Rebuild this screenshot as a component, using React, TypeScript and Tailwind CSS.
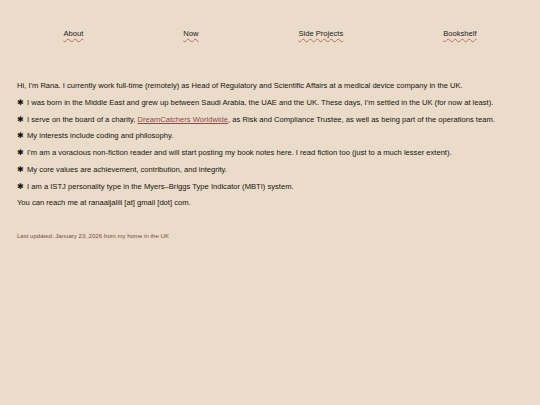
export default function App() {
  const nav = ["About", "Now", "Side Projects", "Bookshelf"];
  const bullets: React.ReactNode[] = [
    "I was born in the Middle East and grew up between Saudi Arabia, the UAE and the UK. These days, I’m settled in the UK (for now at least).",
    <>
      I serve on the board of a charity,{" "}
      <a href="#" className="text-[#8c4a48] underline">
        DreamCatchers Worldwide
      </a>
      , as Risk and Compliance Trustee, as well as being part of the operations team.
    </>,
    "My interests include coding and philosophy.",
    "I’m am a voracious non-fiction reader and will start posting my book notes here. I read fiction too (just to a much lesser extent).",
    "My core values are achievement, contribution, and integrity.",
    "I am a ISTJ personality type in the Myers–Briggs Type Indicator (MBTI) system.",
  ];

  return (
    <div className="min-h-[405px] w-[540px] bg-[#eadcc8] text-[#161311] font-['Liberation_Sans',Arial,sans-serif]">
      {/* Nav */}
      <nav className="flex justify-center gap-[100px] pt-[28px] text-[7.6px]">
        {nav.map((item) => (
          <a
            key={item}
            href="#"
            className="underline decoration-wavy decoration-[#c06a6a] decoration-[0.6px] underline-offset-[2px] text-[#222]"
          >
            {item}
          </a>
        ))}
      </nav>

      {/* Content */}
      <main className="px-[17px] pt-[42px] text-[7.6px] leading-[10px]">
        <p className="mb-[6.7px]">
          Hi, I'm Rana. I currently work full-time (remotely) as Head of Regulatory and Scientific Affairs at a medical device company in the UK.
        </p>
        {bullets.map((b, i) => (
          <p key={i} className="mb-[6.7px]">
            <span className="mr-[3px]">✱</span>
            {b}
          </p>
        ))}
        <p className="mb-[6.7px]">You can reach me at ranaaljalili [at] gmail [dot] com.</p>

        <p className="mt-[23px] text-[6.05px] text-[#7b4946]">
          Last updated: January 23, 2026 from my home in the UK
        </p>
      </main>
    </div>
  );
}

════════════════════

**WHAT THE EXERCISE ASKS**
Every line is to be duplicated exactly, though pictures stay out.

**FINAL ANSWER**
Rebuild this screenshot as a component, using React, TypeScript and Tailwind CSS.
export default function App() {
  const nav = ["About", "Now", "Side Projects", "Bookshelf"];
  const bullets: React.ReactNode[] = [
    "I was born in the Middle East and grew up between Saudi Arabia, the UAE and the UK. These days, I’m settled in the UK (for now at least).",
    <>
      I serve on the board of a charity,{" "}
      <a href="#" className="text-[#8c4a48] underline">
        DreamCatchers Worldwide
      </a>
      , as Risk and Compliance Trustee, as well as being part of the operations team.
    </>,
    "My interests include coding and philosophy.",
    "I’m am a voracious non-fiction reader and will start posting my book notes here. I read fiction too (just to a much lesser extent).",
    "My core values are achievement, contribution, and integrity.",
    "I am a ISTJ personality type in the Myers–Briggs Type Indicator (MBTI) system.",
  ];

  return (
    <div className="min-h-[405px] w-[540px] bg-[#eadcc8] text-[#161311] font-['Liberation_Sans',Arial,sans-serif]">
      {/* Nav */}
      <nav className="flex justify-center gap-[100px] pt-[28px] text-[7.6px]">
        {nav.map((item) => (
          <a
            key={item}
            href="#"
            className="underline decoration-wavy decoration-[#c06a6a] decoration-[0.6px] underline-offset-[2px] text-[#222]"
          >
            {item}
          </a>
        ))}
      </nav>

      {/* Content */}
      <main className="px-[17px] pt-[42px] text-[7.6px] leading-[10px]">
        <p className="mb-[6.7px]">
          Hi, I'm Rana. I currently work full-time (remotely) as Head of Regulatory and Scientific Affairs at a medical device company in the UK.
        </p>
        {bullets.map((b, i) => (
          <p key={i} className="mb-[6.7px]">
            <span className="mr-[3px]">✱</span>
            {b}
          </p>
        ))}
        <p className="mb-[6.7px]">You can reach me at ranaaljalili [at] gmail [dot] com.</p>

        <p className="mt-[23px] text-[6.05px] text-[#7b4946]">
          Last updated: January 23, 2026 from my home in the UK
        </p>
      </main>
    </div>
  );
}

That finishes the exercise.